Incident classification and closure
After investigation and remediation, classify and close the incident. This documentation drives SOC metrics and learning.
| Classification | When to use | What it tells leadership |
|---|---|---|
| True Positive | The alert was correct — a real threat was detected | Detection is working. Count these to measure detection value. |
| False Positive | The alert was incorrect — no threat exists | Indicates a tuning need. Count these to measure detection accuracy. |
| Benign True Positive | The alert correctly detected the activity, but it was authorized (e.g., a penetration test) | Detection works, but the activity was expected. No action needed. |
Add a comment explaining what happened, what actions were taken, and any follow-up needed. This comment becomes the incident record — when your CISO asks “what happened with that high-severity incident last week,” the comment is the answer.
Try it yourself
In a lab environment, your incident queue is likely empty or contains only low-severity informational alerts. This is expected — no real attacks are occurring. The key learning is the navigation: you know where the queue is, how it is sorted, and what each column means. When a real incident appears (in production or during the Module 11 simulation), you will navigate to it instinctively.

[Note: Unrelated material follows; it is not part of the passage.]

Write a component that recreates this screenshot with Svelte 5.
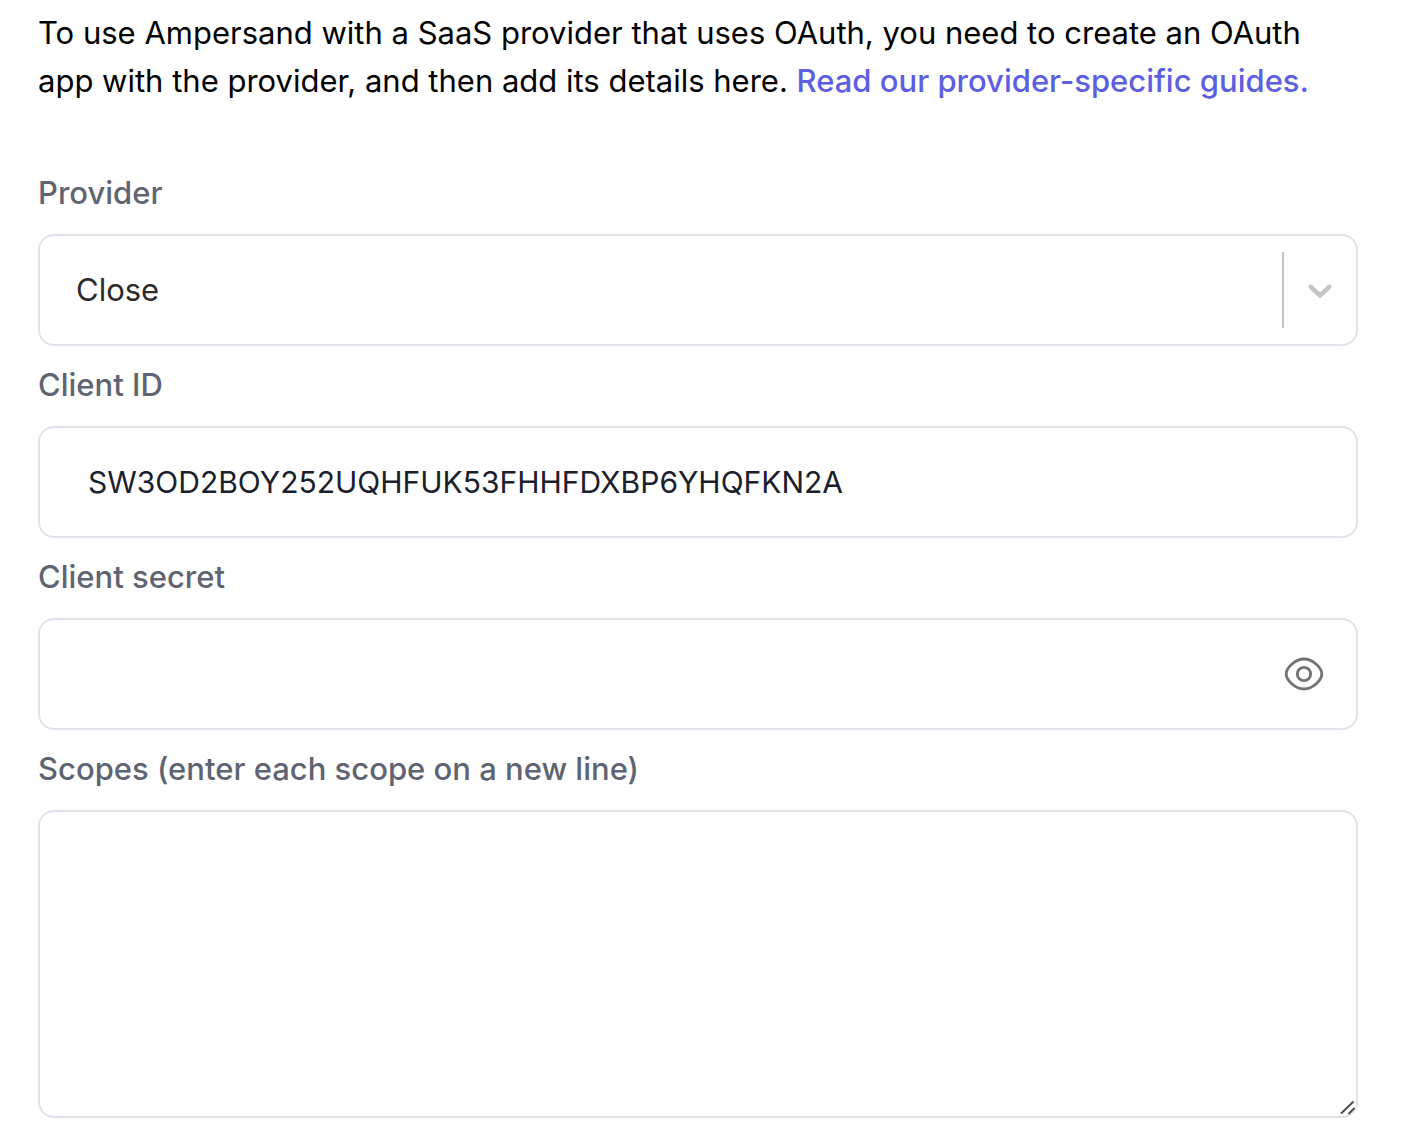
<script>
  let provider = $state('Close');
  let clientId = $state('SW3OD2BOY252UQHFUK53FHHFDXBP6YHQFKN2A');
  let secret = $state('');
  let scopes = $state('');
  let visible = $state(false);
</script>

<main>
  <p class="intro">
    To use Ampersand with a SaaS provider that uses OAuth, you need to create an OAuth app with the
    provider, and then add its details here. <a href="#guides">Read our provider-specific guides.</a>
  </p>

  <form>
    <div class="field">
      <label for="provider">Provider</label>
      <div class="control">
        <select id="provider" class="box" bind:value={provider}>
          <option>Close</option>
        </select>
        <span class="indicator">
          <svg width="40" height="40" viewBox="0 0 20 20" aria-hidden="true">
            <path
              fill="currentColor"
              d="M4.516 7.548c0.436-0.446 1.043-0.481 1.576 0l3.908 3.747 3.908-3.747c0.533-0.481 1.141-0.446 1.574 0 0.436 0.445 0.408 1.197 0 1.615-0.406 0.418-4.695 4.502-4.695 4.502-0.217 0.223-0.502 0.335-0.787 0.335s-0.57-0.112-0.789-0.335c0 0-4.287-4.084-4.695-4.502s-0.436-1.17 0-1.615z"
            />
          </svg>
        </span>
      </div>
    </div>

    <div class="field">
      <label for="client-id">Client ID</label>
      <input id="client-id" class="box" type="text" bind:value={clientId} />
    </div>

    <div class="field">
      <label for="client-secret">Client secret</label>
      <div class="control">
        <input
          id="client-secret"
          class="box secret"
          type={visible ? 'text' : 'password'}
          bind:value={secret}
        />
        <button
          class="eye"
          type="button"
          aria-label="Show client secret"
          onclick={() => (visible = !visible)}
        >
          <svg width="40" height="40" viewBox="0 0 40 40" fill="none" stroke="currentColor" stroke-width="2.8" aria-hidden="true">
            <path d="M20 5C29 5 37.8 14 37.8 20S29 35 20 35 2.200 26 2.200 20 11 5 20 5Z" />
            <circle cx="20" cy="20" r="6.700" />
          </svg>
        </button>
      </div>
    </div>

    <div class="field">
      <label for="scopes">Scopes (enter each scope on a new line)</label>
      <div class="control">
        <textarea id="scopes" class="box" bind:value={scopes}></textarea>
        <svg class="grip" width="16" height="16" viewBox="0 0 16 16" fill="none" stroke="currentColor" stroke-width="1.9" aria-hidden="true">
          <path d="M1 13.500 13.500 1.500M8.500 14 14.500 8" />
        </svg>
      </div>
    </div>
  </form>
</main>

<style>
  :global(body) {
    margin: 0;
    background: #fff;
  }

  main {
    padding: 9px 46px 28px 38px;
    font-family: Inter, 'Liberation Sans', sans-serif;
    font-size: 31px;
    line-height: 48px;
    color: #000;
  }

  .intro {
    margin: 0 0 65px;
  }

  a {
    color: #5b5fe0;
    font-weight: 500;
    text-decoration: none;
  }

  form {
    display: flex;
    flex-direction: column;
    gap: 16px;
  }

  .field {
    display: flex;
    flex-direction: column;
    gap: 18px;
  }

  label {
    line-height: 46px;
    color: #5f6472;
    font-weight: 500;
  }

  .control {
    position: relative;
    display: flex;
  }

  .box {
    box-sizing: border-box;
    width: 100%;
    height: 112px;
    margin: 0;
    padding: 0 48px;
    border: 2px solid #e0e2ed;
    border-radius: 16px;
    background: #fff;
    font: inherit;
    font-size: 30px;
    color: #1a202c;
    outline: none;
  }

  select.box {
    appearance: none;
    padding: 0 112px 0 36px;
    font-size: 31px;
    color: #2b2b2b;
  }

  .secret {
    padding-right: 96px;
  }

  textarea.box {
    display: block;
    height: 308px;
    padding: 32px 48px;
    resize: none;
  }

  .indicator {
    position: absolute;
    top: 18px;
    right: 2px;
    bottom: 18px;
    display: flex;
    align-items: center;
    padding: 0 16px;
    border-left: 2px solid #c4c4c4;
    color: #c4c4c4;
    pointer-events: none;
  }

  .eye {
    position: absolute;
    top: 0;
    right: 34px;
    bottom: 0;
    display: flex;
    align-items: center;
    padding: 0;
    border: 0;
    background: none;
    color: #737373;
    cursor: pointer;
  }

  .grip {
    position: absolute;
    right: 2px;
    bottom: 2px;
    color: #4a4a4a;
    pointer-events: none;
  }
</style>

If you ran the Advanced Hunting query and got results, you practiced the most important investigation pivot: from the portal UI to KQL. The portal shows you curated views; KQL shows you the raw data. Both are needed.
Check your understanding
1. You open the incident queue at shift start. There are 3 new incidents: High severity from 10 minutes ago, Medium severity from 2 hours ago, High severity from 6 hours ago with "Automatic attack disruption" noted. Which do you triage first?
2. An incident has been auto-disrupted: the user account is disabled and the device is isolated. What is your next step?
3. During investigation, you need to see all sign-in activity for the affected user during a specific 4-hour window. The incident details show some sign-ins but you suspect there are more. Where do you go?
4. You confirm an incident is a true positive. You disable the user account and revoke sessions. Your colleague says "just reset the password, that is enough." Why is disable + revoke + reset the correct sequence, not just reset?